[START Provided data]
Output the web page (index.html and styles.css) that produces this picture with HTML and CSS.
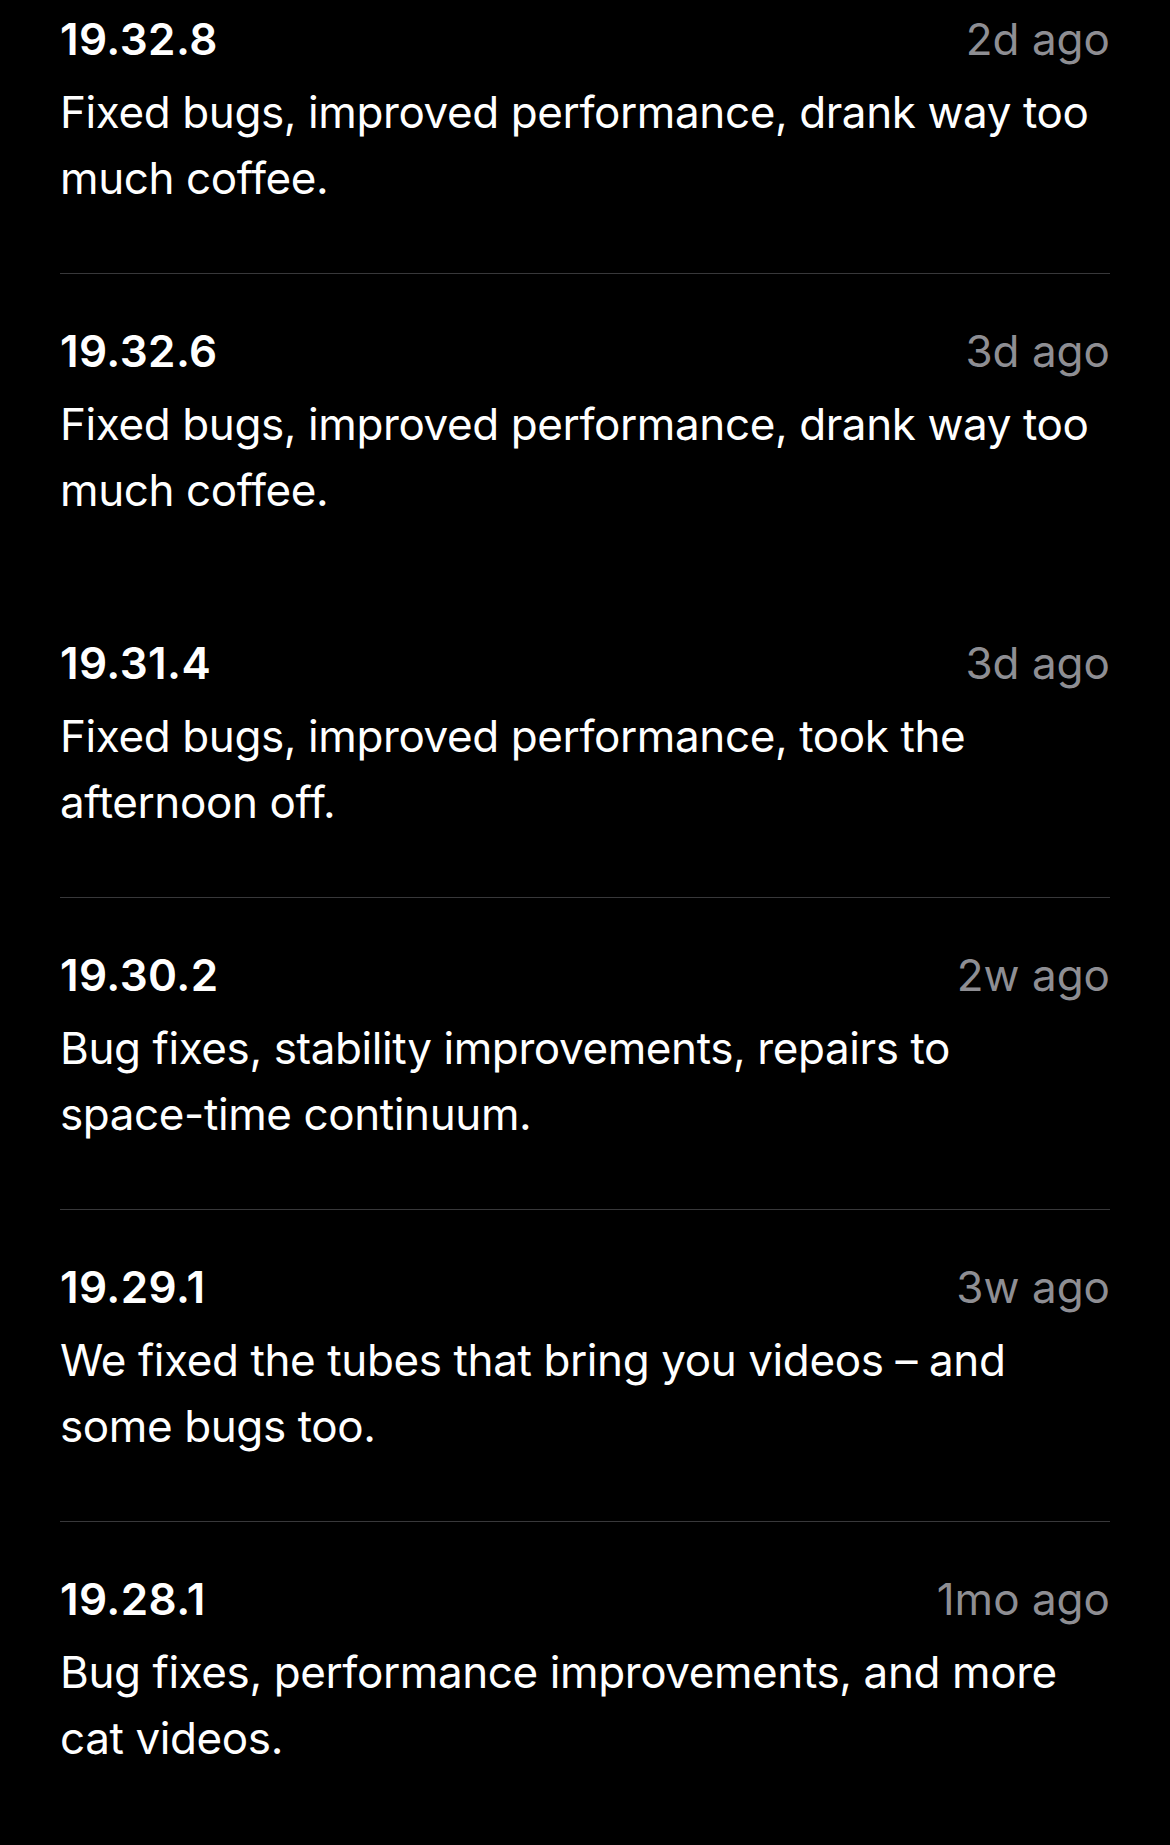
FILE: index.html
```html
<!DOCTYPE html>
<html lang="en">
<head>
  <meta charset="UTF-8">
  <title>Version History</title>
  <link rel="stylesheet" href="styles.css">
</head>
<body>
  <div class="history">
    <div class="entry">
      <div class="entry-head">
        <span class="version">19.32.8</span>
        <span class="when">2d ago</span>
      </div>
      <p class="notes">Fixed bugs, improved performance, drank way too much coffee.</p>
    </div>
    <div class="entry no-rule">
      <div class="entry-head">
        <span class="version">19.32.6</span>
        <span class="when">3d ago</span>
      </div>
      <p class="notes">Fixed bugs, improved performance, drank way too much coffee.</p>
    </div>
    <div class="entry">
      <div class="entry-head">
        <span class="version">19.31.4</span>
        <span class="when">3d ago</span>
      </div>
      <p class="notes">Fixed bugs, improved performance, took the afternoon off.</p>
    </div>
    <div class="entry">
      <div class="entry-head">
        <span class="version">19.30.2</span>
        <span class="when">2w ago</span>
      </div>
      <p class="notes">Bug fixes, stability improvements, repairs to <span class="nowrap">space-time</span> continuum.</p>
    </div>
    <div class="entry">
      <div class="entry-head">
        <span class="version">19.29.1</span>
        <span class="when">3w ago</span>
      </div>
      <p class="notes">We fixed the tubes that bring you videos – and some bugs too.</p>
    </div>
    <div class="entry">
      <div class="entry-head">
        <span class="version">19.28.1</span>
        <span class="when">1mo ago</span>
      </div>
      <p class="notes">Bug fixes, performance improvements, and more cat videos.</p>
    </div>
  </div>
</body>
</html>
```

FILE: styles.css
```css
body {
  margin: 0;
  background: #000;
  color: #fff;
  font-family: Inter, "Noto Sans", sans-serif;
  font-size: 44px;
  line-height: 66px;
}
.history { padding: 0 60px; }
.entry {
  padding: 44px 0 62px;
  border-bottom: 1px solid #38383a;
}
/* list is scrolled, the first row is cut at the top */
.entry:first-child { padding-top: 6px; }
.entry:last-child,
.entry.no-rule { border-bottom-color: transparent; }
.entry-head {
  display: flex;
  justify-content: space-between;
  align-items: baseline;
}
.version {
  font-weight: 600;
  letter-spacing: 0.4px;
}
.when { color: #8e8e93; }
.notes {
  margin: 7px 0 0;
  letter-spacing: -0.4px;
}
.nowrap { white-space: nowrap; }
```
[END Provided data]
Job
Transcribe the full listing above exactly as it stands, minus the pictures.

Written solution
Output the web page (index.html and styles.css) that produces this picture with HTML and CSS.
FILE: index.html
```html
<!DOCTYPE html>
<html lang="en">
<head>
  <meta charset="UTF-8">
  <title>Version History</title>
  <link rel="stylesheet" href="styles.css">
</head>
<body>
  <div class="history">
    <div class="entry">
      <div class="entry-head">
        <span class="version">19.32.8</span>
        <span class="when">2d ago</span>
      </div>
      <p class="notes">Fixed bugs, improved performance, drank way too much coffee.</p>
    </div>
    <div class="entry no-rule">
      <div class="entry-head">
        <span class="version">19.32.6</span>
        <span class="when">3d ago</span>
      </div>
      <p class="notes">Fixed bugs, improved performance, drank way too much coffee.</p>
    </div>
    <div class="entry">
      <div class="entry-head">
        <span class="version">19.31.4</span>
        <span class="when">3d ago</span>
      </div>
      <p class="notes">Fixed bugs, improved performance, took the afternoon off.</p>
    </div>
    <div class="entry">
      <div class="entry-head">
        <span class="version">19.30.2</span>
        <span class="when">2w ago</span>
      </div>
      <p class="notes">Bug fixes, stability improvements, repairs to <span class="nowrap">space-time</span> continuum.</p>
    </div>
    <div class="entry">
      <div class="entry-head">
        <span class="version">19.29.1</span>
        <span class="when">3w ago</span>
      </div>
      <p class="notes">We fixed the tubes that bring you videos – and some bugs too.</p>
    </div>
    <div class="entry">
      <div class="entry-head">
        <span class="version">19.28.1</span>
        <span class="when">1mo ago</span>
      </div>
      <p class="notes">Bug fixes, performance improvements, and more cat videos.</p>
    </div>
  </div>
</body>
</html>
```

FILE: styles.css
```css
body {
  margin: 0;
  background: #000;
  color: #fff;
  font-family: Inter, "Noto Sans", sans-serif;
  font-size: 44px;
  line-height: 66px;
}
.history { padding: 0 60px; }
.entry {
  padding: 44px 0 62px;
  border-bottom: 1px solid #38383a;
}
/* list is scrolled, the first row is cut at the top */
.entry:first-child { padding-top: 6px; }
.entry:last-child,
.entry.no-rule { border-bottom-color: transparent; }
.entry-head {
  display: flex;
  justify-content: space-between;
  align-items: baseline;
}
.version {
  font-weight: 600;
  letter-spacing: 0.4px;
}
.when { color: #8e8e93; }
.notes {
  margin: 7px 0 0;
  letter-spacing: -0.4px;
}
.nowrap { white-space: nowrap; }
```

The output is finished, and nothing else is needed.